One Evening Jeff asked me to go with him to some special meetings at the Elim church in Laindon. He said there was going to be an evangelist there. I didn't want to go. I was in a lot of pain with my knee. I suffered with Arthritis and could hardly walk at times, so I said, "No!" but after some persuasion I went. Someone picked us up in the car, so that was fine. The speaker was very good but all of the time I felt he was getting at ME, and I felt sick and uncomfortable.

At the end of his talk he asked if anyone wanted to come forward for healing. Several people went forward, so up I went too. My knee was really throbbing with pain but something inside me said, 'You won't have this pain tomorrow'

I felt very shakey and nervous, not knowing what was going to happen to me, but at last I was up the front. As I stood before the speaker, he asked me why I had come forward. He then said "Just pray, a personal prayer between you and the Lord." He then put his hands on my shoulders, two people behind also laid their hands on me. I felt a strange feeling, as if his strength was in me. After the praying finished he walked to one side, and beckoned me to walk forward. I cannot explain the feeling. I felt I was walking on air! No pain! I felt numb. It was wonderful!

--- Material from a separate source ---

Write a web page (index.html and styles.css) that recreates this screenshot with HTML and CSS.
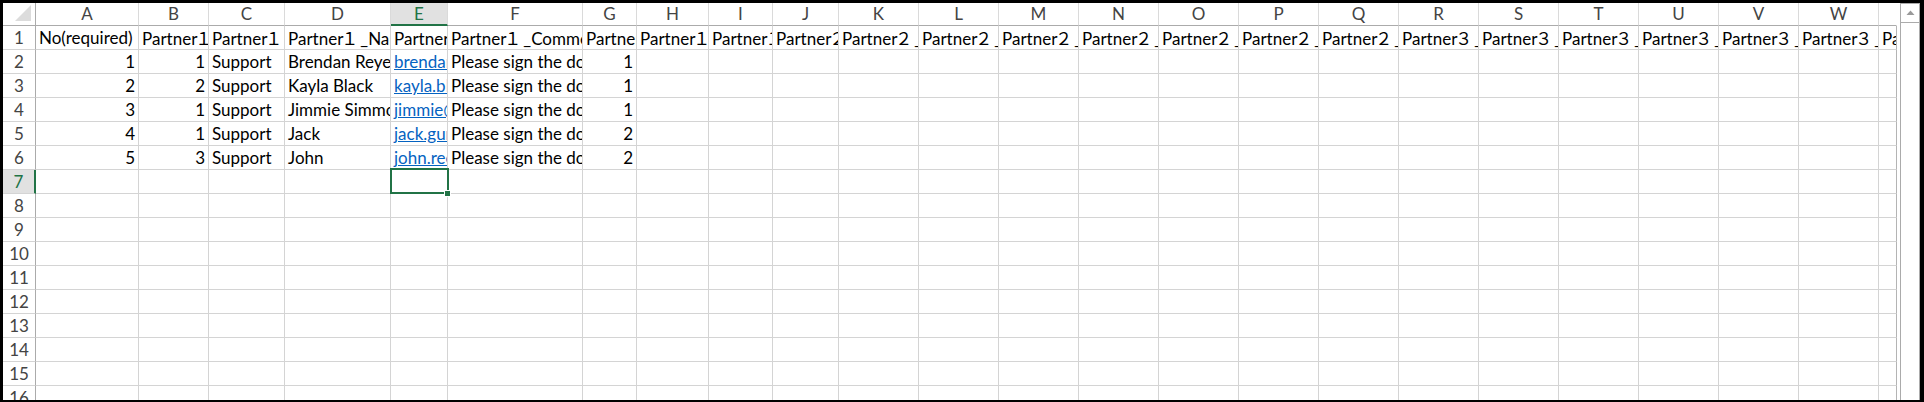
FILE: index.html
```html
<!DOCTYPE html>
<html lang="en">
<head>
<meta charset="utf-8">
<title>Sheet</title>
<link rel="stylesheet" href="styles.css">
</head>
<body>
<div class="window">
  <div class="sheet">
    <div class="row head">
      <div class="corner"><svg width="33" height="23" viewBox="0 0 33 23"><polygon points="28,2 28,18 12,18" fill="#dcdcdc"/></svg></div>
      <div>A</div><div>B</div><div>C</div><div>D</div><div class="on">E</div><div>F</div><div>G</div><div>H</div><div>I</div><div>J</div><div>K</div><div>L</div><div>M</div><div>N</div><div>O</div><div>P</div><div>Q</div><div>R</div><div>S</div><div>T</div><div>U</div><div>V</div><div>W</div><div class="x"></div>
    </div>
    <div class="row">
      <div class="rh">1</div>
      <div>No(required)</div><div>Partner<span class="fw">１</span>_Order</div><div>Partner<span class="fw">１</span>_Type</div><div>Partner<span class="fw">１</span>_Name</div><div>Partner<span class="fw">１</span>_Email</div><div>Partner<span class="fw">１</span>_Comment</div><div>Partner<span class="fw">１</span>_Language</div><div>Partner<span class="fw">１</span>_Company</div><div>Partner<span class="fw">１</span>_Phone</div>
      <div>Partner<span class="fw">２</span>_Order</div><div>Partner<span class="fw">２</span>_Type</div><div>Partner<span class="fw">２</span>_Name</div><div>Partner<span class="fw">２</span>_Email</div><div>Partner<span class="fw">２</span>_Comment</div><div>Partner<span class="fw">２</span>_Language</div><div>Partner<span class="fw">２</span>_Company</div><div>Partner<span class="fw">２</span>_Phone</div>
      <div>Partner<span class="fw">３</span>_Order</div><div>Partner<span class="fw">３</span>_Type</div><div>Partner<span class="fw">３</span>_Name</div><div>Partner<span class="fw">３</span>_Email</div><div>Partner<span class="fw">３</span>_Comment</div><div>Partner<span class="fw">３</span>_Language</div><div class="x">Partner<span class="fw">３</span>_Company</div>
    </div>
    <div class="row">
      <div class="rh">2</div>
      <div class="n">1</div><div class="n">1</div><div>Support</div><div>Brendan Reyes</div><div><a href="#">brendan.reyes@example.com</a></div><div>Please sign the document.</div><div class="n">1</div>
      <div></div><div></div><div></div><div></div>
      <div></div><div></div><div></div><div></div>
      <div></div><div></div><div></div><div></div>
      <div></div><div></div><div></div><div></div>
      <div class="x"></div>
    </div>
    <div class="row">
      <div class="rh">3</div>
      <div class="n">2</div><div class="n">2</div><div>Support</div><div>Kayla Black</div><div><a href="#">kayla.black@example.com</a></div><div>Please sign the document.</div><div class="n">1</div>
      <div></div><div></div><div></div><div></div>
      <div></div><div></div><div></div><div></div>
      <div></div><div></div><div></div><div></div>
      <div></div><div></div><div></div><div></div>
      <div class="x"></div>
    </div>
    <div class="row">
      <div class="rh">4</div>
      <div class="n">3</div><div class="n">1</div><div>Support</div><div>Jimmie Simmons</div><div><a href="#">jimmie@example.com</a></div><div>Please sign the document.</div><div class="n">1</div>
      <div></div><div></div><div></div><div></div>
      <div></div><div></div><div></div><div></div>
      <div></div><div></div><div></div><div></div>
      <div></div><div></div><div></div><div></div>
      <div class="x"></div>
    </div>
    <div class="row">
      <div class="rh">5</div>
      <div class="n">4</div><div class="n">1</div><div>Support</div><div>Jack</div><div><a href="#">jack.gunn@example.com</a></div><div>Please sign the document.</div><div class="n">2</div>
      <div></div><div></div><div></div><div></div>
      <div></div><div></div><div></div><div></div>
      <div></div><div></div><div></div><div></div>
      <div></div><div></div><div></div><div></div>
      <div class="x"></div>
    </div>
    <div class="row">
      <div class="rh">6</div>
      <div class="n">5</div><div class="n">3</div><div>Support</div><div>John</div><div><a href="#">john.reed@example.com</a></div><div>Please sign the document.</div><div class="n">2</div>
      <div></div><div></div><div></div><div></div>
      <div></div><div></div><div></div><div></div>
      <div></div><div></div><div></div><div></div>
      <div></div><div></div><div></div><div></div>
      <div class="x"></div>
    </div>
    <div class="row">
      <div class="rh on">7</div>
      <div></div><div></div><div></div><div></div>
      <div></div><div></div><div></div><div></div>
      <div></div><div></div><div></div><div></div>
      <div></div><div></div><div></div><div></div>
      <div></div><div></div><div></div><div></div>
      <div></div><div></div><div></div>
      <div class="x"></div>
    </div>
    <div class="row">
      <div class="rh">8</div>
      <div></div><div></div><div></div><div></div>
      <div></div><div></div><div></div><div></div>
      <div></div><div></div><div></div><div></div>
      <div></div><div></div><div></div><div></div>
      <div></div><div></div><div></div><div></div>
      <div></div><div></div><div></div>
      <div class="x"></div>
    </div>
    <div class="row">
      <div class="rh">9</div>
      <div></div><div></div><div></div><div></div>
      <div></div><div></div><div></div><div></div>
      <div></div><div></div><div></div><div></div>
      <div></div><div></div><div></div><div></div>
      <div></div><div></div><div></div><div></div>
      <div></div><div></div><div></div>
      <div class="x"></div>
    </div>
    <div class="row">
      <div class="rh">10</div>
      <div></div><div></div><div></div><div></div>
      <div></div><div></div><div></div><div></div>
      <div></div><div></div><div></div><div></div>
      <div></div><div></div><div></div><div></div>
      <div></div><div></div><div></div><div></div>
      <div></div><div></div><div></div>
      <div class="x"></div>
    </div>
    <div class="row">
      <div class="rh">11</div>
      <div></div><div></div><div></div><div></div>
      <div></div><div></div><div></div><div></div>
      <div></div><div></div><div></div><div></div>
      <div></div><div></div><div></div><div></div>
      <div></div><div></div><div></div><div></div>
      <div></div><div></div><div></div>
      <div class="x"></div>
    </div>
    <div class="row">
      <div class="rh">12</div>
      <div></div><div></div><div></div><div></div>
      <div></div><div></div><div></div><div></div>
      <div></div><div></div><div></div><div></div>
      <div></div><div></div><div></div><div></div>
      <div></div><div></div><div></div><div></div>
      <div></div><div></div><div></div>
      <div class="x"></div>
    </div>
    <div class="row">
      <div class="rh">13</div>
      <div></div><div></div><div></div><div></div>
      <div></div><div></div><div></div><div></div>
      <div></div><div></div><div></div><div></div>
      <div></div><div></div><div></div><div></div>
      <div></div><div></div><div></div><div></div>
      <div></div><div></div><div></div>
      <div class="x"></div>
    </div>
    <div class="row">
      <div class="rh">14</div>
      <div></div><div></div><div></div><div></div>
      <div></div><div></div><div></div><div></div>
      <div></div><div></div><div></div><div></div>
      <div></div><div></div><div></div><div></div>
      <div></div><div></div><div></div><div></div>
      <div></div><div></div><div></div>
      <div class="x"></div>
    </div>
    <div class="row">
      <div class="rh">15</div>
      <div></div><div></div><div></div><div></div>
      <div></div><div></div><div></div><div></div>
      <div></div><div></div><div></div><div></div>
      <div></div><div></div><div></div><div></div>
      <div></div><div></div><div></div><div></div>
      <div></div><div></div><div></div>
      <div class="x"></div>
    </div>
    <div class="row">
      <div class="rh">16</div>
      <div></div><div></div><div></div><div></div>
      <div></div><div></div><div></div><div></div>
      <div></div><div></div><div></div><div></div>
      <div></div><div></div><div></div><div></div>
      <div></div><div></div><div></div><div></div>
      <div></div><div></div><div></div>
      <div class="x"></div>
    </div>
    <div class="sel"><span class="handle"></span></div>
  </div>
  <div class="vscroll">
    <div class="up"><svg width="9" height="6" viewBox="0 0 9 6"><polygon points="4.5,0.5 8.5,5 0.5,5" fill="#9a9a9a"/></svg></div>
  </div>
</div>
</body>
</html>
```

FILE: styles.css
```css
* {
  box-sizing: border-box;
}

html,
body {
  margin: 0;
  padding: 0;
  background: #fff;
}

body {
  font-family: Lato, "Noto Sans CJK JP", sans-serif;
  font-size: 17px;
  color: #000;
}

.window {
  width: 1924px;
  height: 402px;
  border-style: solid;
  border-color: #000;
  border-width: 3px 4px 2px 3px;
  display: flex;
  overflow: hidden;
  background: #fff;
}

.sheet {
  position: relative;
  width: 1894px;
  flex: none;
}

.row {
  display: grid;
  grid-template-columns: 33px 103px 70px 76px 106px 57px 135px 54px 72px 64px 66px repeat(13, 80px) 18px;
  height: 24px;
}

.row > div {
  border-right: 1px solid #d4d4d4;
  border-bottom: 1px solid #d4d4d4;
  overflow: hidden;
  white-space: nowrap;
  padding: 0 3px;
  line-height: 23px;
}

.fw {
  font-family: "Noto Sans CJK JP", sans-serif;
  margin-left: -2px;
  margin-right: 2px;
}

.row > .n {
  text-align: right;
}

.row > .x {
  border-right-color: #b4b4b4;
}

.row > .rh {
  padding: 0;
  text-align: center;
  color: #444;
  border-right-color: #ababab;
}

.row > .rh.on {
  background: #e1e1e1;
  color: #217346;
  border-right: 2px solid #217346;
}

.head {
  height: 23px;
}

.head > div {
  padding: 0;
  text-align: center;
  color: #444;
  line-height: 22px;
  border-right-color: #dadada;
  border-bottom-color: #ababab;
}

.head > .corner {
  border-right-color: #ababab;
}

.corner svg {
  display: block;
}

.head > .on {
  background: #e1e1e1;
  color: #217346;
  border-bottom: 2px solid #217346;
  line-height: 21px;
}

.head > .x {
  border-right-color: #fff;
}

a {
  color: #0563c1;
  text-decoration: underline;
}

.sel {
  position: absolute;
  left: 387px;
  top: 165px;
  width: 59px;
  height: 26px;
  border: 2px solid #217346;
}

.handle {
  position: absolute;
  right: -3px;
  bottom: -4px;
  width: 5px;
  height: 5px;
  background: #217346;
  box-shadow: 0 0 0 1px #fff;
}

.vscroll {
  margin-left: 3px;
  width: 20px;
  flex: none;
  border: 1px solid #ababab;
  border-bottom: none;
  background: #fff;
}

.up {
  height: 19px;
  border-bottom: 1px solid #ababab;
  display: flex;
  align-items: center;
  justify-content: center;
}

.up svg {
  display: block;
}
```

As I walked back to my seat, the speaker asked those who wanted to come to the Lord, to raise their hand. While praying I suddenly felt my hand being pushed up. Since then I have never regretted it. I know I have the Lord in my life with his great love for me there is fulness of joy. Praise His Wonderful Name! What a friend we have in Jesus! He is changing my life, as I put my faith and trust in Him. I know my days of misery and emptiness have gone. The Lord has filled my life with peace and contentment.

Thank you Lord for what you have done for me.


The Lord has continued to work in Rose's family and her husband Andy also committed his life to Jesus. He worshipped at The Church at Gun Hill, but in June 2010 went home to be with the Lord at the grand age of 89 years. Some of Andy's relatives from the Netherlands, where Andy was born, came to the funeral service when we were able to celebrate the Life of Andy and share his testimony of salvation in the Lord Jesus Christ. We even sang a verse of one of the hymns in Dutch.